Après s’être abandonnés aux manipulations religieuses ou ethniques, les mouvements depuis deux ou trois ans se veulent non-armés, non-islamistes et avant tout non-sectaires.

Car les forces de résistance au changement sont d’une efficacité redoutable. Dans les systèmes politiques construits sur le sectarisme comme en Irak ou au Liban et de manière différente en Syrie, un petit groupe de dirigeants se posant en chefs de leur communauté ont pris celles-ci en otage et s’arrogent le monopole de leur représentation. C’est de cela que les populations veulent se libérer. La contestation massive des Irakiens depuis 2019 n’était plus celle des sunnites contre les chiites (malgré les efforts de l’Iran pour la présenter ainsi). Elle n’était pas davantage entre Kurdes et Arabes. Elle a eu lieu au sein même de la communauté chiite.

Plus encore que les libertés, les peuples réclament un accès aux ressources, aux services vitaux et l’arrêt du dépeçage de leur terre par des dirigeants qui ne leur assurent même plus l’eau potable et l’électricité.

Les dirigeants qui assoient leur autorité sur leur prétention à représenter leur communauté doivent conserver la cohésion de leur poulailler. C’est ainsi qu’ils pensent préserver le partage du gâteau, avec un habillage différent selon les pays. Chaque chef a un pouvoir de blocage pour exclure tout changement réel et tous s’entendent pour que rien ne bouge. Ils négocient ainsi le contrôle de ministères ou de secteurs de l’économie, un port, un aéroport, un minerai, qui deviennent autant de chasses gardées et de rentes assurées. C’est la raison majeure de ce que l’on nomme maintenant la "résilience" des régimes. Des personnalités, souvent des technocrates respectés de la société, sont choisies pour former des gouvernements de transition et se trouvent impuissantes devant les privilèges des détenteurs réels du pouvoir. C’est le cas au Liban, en Irak, en Algérie, au Soudan. Tout est prévu pour que les changements apparents n’atteignent pas les coutumes du système.

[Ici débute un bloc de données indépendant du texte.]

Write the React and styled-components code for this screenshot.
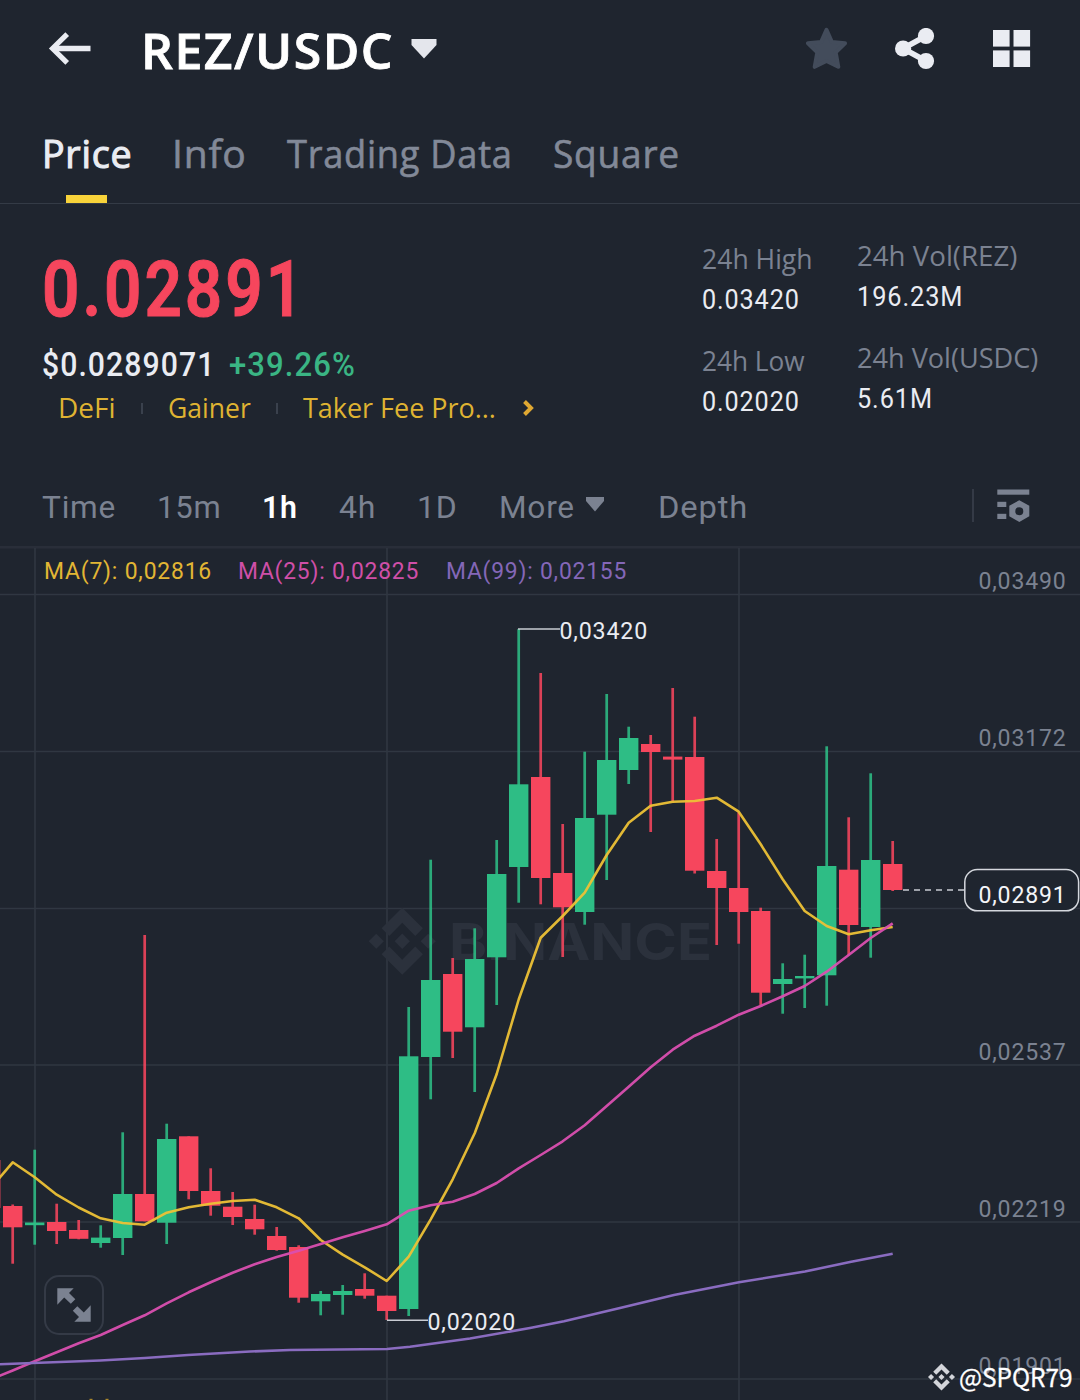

Ces kleptocraties sont victimes de crises cycliques qu’elles sont parvenues jusque-là à juguler, mais le rythme des convulsions s’accélère. Les pouvoirs ont bien du mal à garder le contrôle de la rue en Irak, en Algérie, au Liban, et même en Égypte où les services de sécurité vivent depuis 2011 dans la hantise de ce que l’Égyptien moyen pourrait faire, davantage que dans la crainte des terroristes que l’armée combat dans le Sinaï.

Les régimes politiques qui ont survécu à la vague de 2011 ne montrent aucun signe d’ouverture qui permettrait une transition progressive et contrôlée vers une vie politique institutionnalisée.

Face à la contestation, ils se barricadent et augmentent les budgets de l’armée et, plus encore, des services de sécurité, aux dépens des autres secteurs publics, et suppriment les subventions de denrées vitales. Ils doublent leurs forces de sécurité de milices qui souvent s’autonomisent pour trouver elles-mêmes leurs sources de financement. Dans ces "systèmes politico-miliciens", comme les nomme Loulouwa Al Rachid, d’Irak, de Syrie, du Liban et du Yémen, l’Iran est un acteur clé, voire l’instigateur.

L’indice mondial des inégalités classe désormais le Moyen-Orient comme la région la plus inégalitaire au monde.

Le problème est de savoir sortir de cette impasse mortifère car le quotidien, devenu invivable, incite à fuir, et où aller sinon vers l’Europe. L’indice mondial des inégalités classe désormais le Moyen-Orient comme la région la plus inégalitaire au monde.

Il faudrait parvenir au stade où les appartenances confessionnelles, régionales, tribales et ethniques cessent d’être récupérées par les élites dirigeantes. Une telle immunité est difficile à construire. Les citoyens tentent pourtant de s’organiser sur des bases civiles - républicaines, dirait-on en France - en formant, lorsque le pouvoir le tolère, des partis politiques ou en mobilisant les syndicats et associations professionnelles. Mais ils restent très dispersés, ne s’entendent toujours pas sur les figures majeures qu’ils veulent mettre en avant, et n’ont pas été en mesure à ce jour de constituer des alternatives viables.

Dans l’état actuel, ces convulsions ne sont pas près de s’éteindre. Les pouvoirs sont le nez dans le mur, plus rien ne les protège de la colère des populations sinon leurs appareils répressifs et une certaine connivence intéressée des grandes puissances. Aucun de leurs messages politiques n’est en mesure de ramener le calme. Ils ne peuvent plus miser sur le découragement de leurs peuples mais ils ne les gouvernent plus.